● Stated problem:
Exactly as written, quote every line that follows, skipping the images.

● Collected data:
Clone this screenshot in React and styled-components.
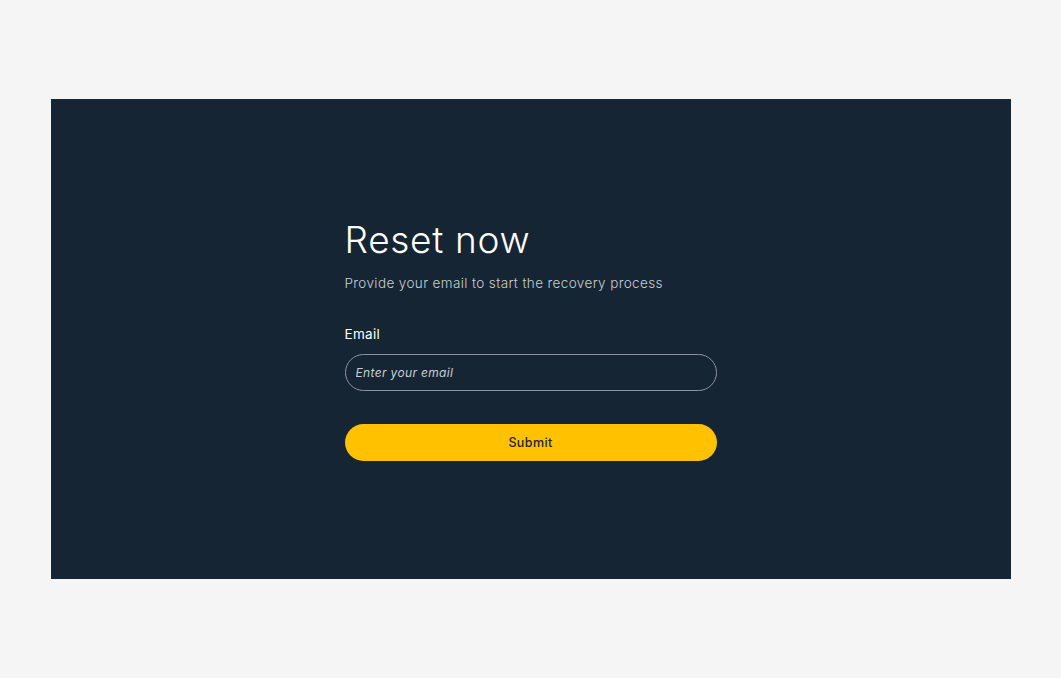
import React from "react";
import styled, { createGlobalStyle } from "styled-components";

const Global = createGlobalStyle`
  html, body { margin: 0; padding: 0; }
  body { background: #f5f5f5; font-family: "Inter", "Noto Sans", sans-serif; }
  * { box-sizing: border-box; }
`;

const Page = styled.div`
  min-height: 100vh;
  display: flex;
  align-items: center;
  justify-content: center;
`;

const Panel = styled.section`
  width: 960px;
  height: 480px;
  background: #162533;
  display: flex;
  align-items: center;
  justify-content: center;
`;

const Form = styled.form`
  width: 372px;
  display: flex;
  flex-direction: column;
  padding-top: 2px;
`;

const Title = styled.h1`
  margin: 0;
  font-weight: 300;
  font-size: 37px;
  line-height: 40px;
  color: #ffffff;
  letter-spacing: 0.7px;
`;

const Subtitle = styled.p`
  margin: 13px 0 0;
  font-size: 13.5px;
  line-height: 20px;
  color: #c9ced3;
  font-weight: 300;
  letter-spacing: 0.38px;
`;

const Label = styled.label`
  margin-top: 31px;
  font-size: 13.5px;
  line-height: 20px;
  color: #ffffff;
  font-weight: 400;
  letter-spacing: 0.3px;
`;

const Input = styled.input`
  margin-top: 10px;
  height: 37px;
  width: 100%;
  border: 1px solid #8c959e;
  border-radius: 999px;
  background: transparent;
  padding: 0 10px;
  font-family: inherit;
  font-size: 12px;
  letter-spacing: 0.35px;
  color: #fff;
  outline: none;
  &::placeholder {
    color: #c9ced3;
    font-style: italic;
  }
`;

const Button = styled.button`
  margin-top: 33px;
  height: 37px;
  width: 100%;
  border: none;
  border-radius: 999px;
  background: #ffc100;
  color: #1c2530;
  font-family: inherit;
  font-size: 12.5px;
  font-weight: 500;
  letter-spacing: 0.4px;
  cursor: pointer;
`;

export default function App() {
  return (
    <>
      <Global />
      <Page>
        <Panel>
          <Form onSubmit={(e) => e.preventDefault()}>
            <Title>Reset now</Title>
            <Subtitle>Provide your email to start the recovery process</Subtitle>
            <Label htmlFor="email">Email</Label>
            <Input id="email" type="email" placeholder="Enter your email" />
            <Button type="submit">Submit</Button>
          </Form>
        </Panel>
      </Page>
    </>
  );
}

● Result of the exercise:
Clone this screenshot in React and styled-components.
import React from "react";
import styled, { createGlobalStyle } from "styled-components";

const Global = createGlobalStyle`
  html, body { margin: 0; padding: 0; }
  body { background: #f5f5f5; font-family: "Inter", "Noto Sans", sans-serif; }
  * { box-sizing: border-box; }
`;

const Page = styled.div`
  min-height: 100vh;
  display: flex;
  align-items: center;
  justify-content: center;
`;

const Panel = styled.section`
  width: 960px;
  height: 480px;
  background: #162533;
  display: flex;
  align-items: center;
  justify-content: center;
`;

const Form = styled.form`
  width: 372px;
  display: flex;
  flex-direction: column;
  padding-top: 2px;
`;

const Title = styled.h1`
  margin: 0;
  font-weight: 300;
  font-size: 37px;
  line-height: 40px;
  color: #ffffff;
  letter-spacing: 0.7px;
`;

const Subtitle = styled.p`
  margin: 13px 0 0;
  font-size: 13.5px;
  line-height: 20px;
  color: #c9ced3;
  font-weight: 300;
  letter-spacing: 0.38px;
`;

const Label = styled.label`
  margin-top: 31px;
  font-size: 13.5px;
  line-height: 20px;
  color: #ffffff;
  font-weight: 400;
  letter-spacing: 0.3px;
`;

const Input = styled.input`
  margin-top: 10px;
  height: 37px;
  width: 100%;
  border: 1px solid #8c959e;
  border-radius: 999px;
  background: transparent;
  padding: 0 10px;
  font-family: inherit;
  font-size: 12px;
  letter-spacing: 0.35px;
  color: #fff;
  outline: none;
  &::placeholder {
    color: #c9ced3;
    font-style: italic;
  }
`;

const Button = styled.button`
  margin-top: 33px;
  height: 37px;
  width: 100%;
  border: none;
  border-radius: 999px;
  background: #ffc100;
  color: #1c2530;
  font-family: inherit;
  font-size: 12.5px;
  font-weight: 500;
  letter-spacing: 0.4px;
  cursor: pointer;
`;

export default function App() {
  return (
    <>
      <Global />
      <Page>
        <Panel>
          <Form onSubmit={(e) => e.preventDefault()}>
            <Title>Reset now</Title>
            <Subtitle>Provide your email to start the recovery process</Subtitle>
            <Label htmlFor="email">Email</Label>
            <Input id="email" type="email" placeholder="Enter your email" />
            <Button type="submit">Submit</Button>
          </Form>
        </Panel>
      </Page>
    </>
  );
}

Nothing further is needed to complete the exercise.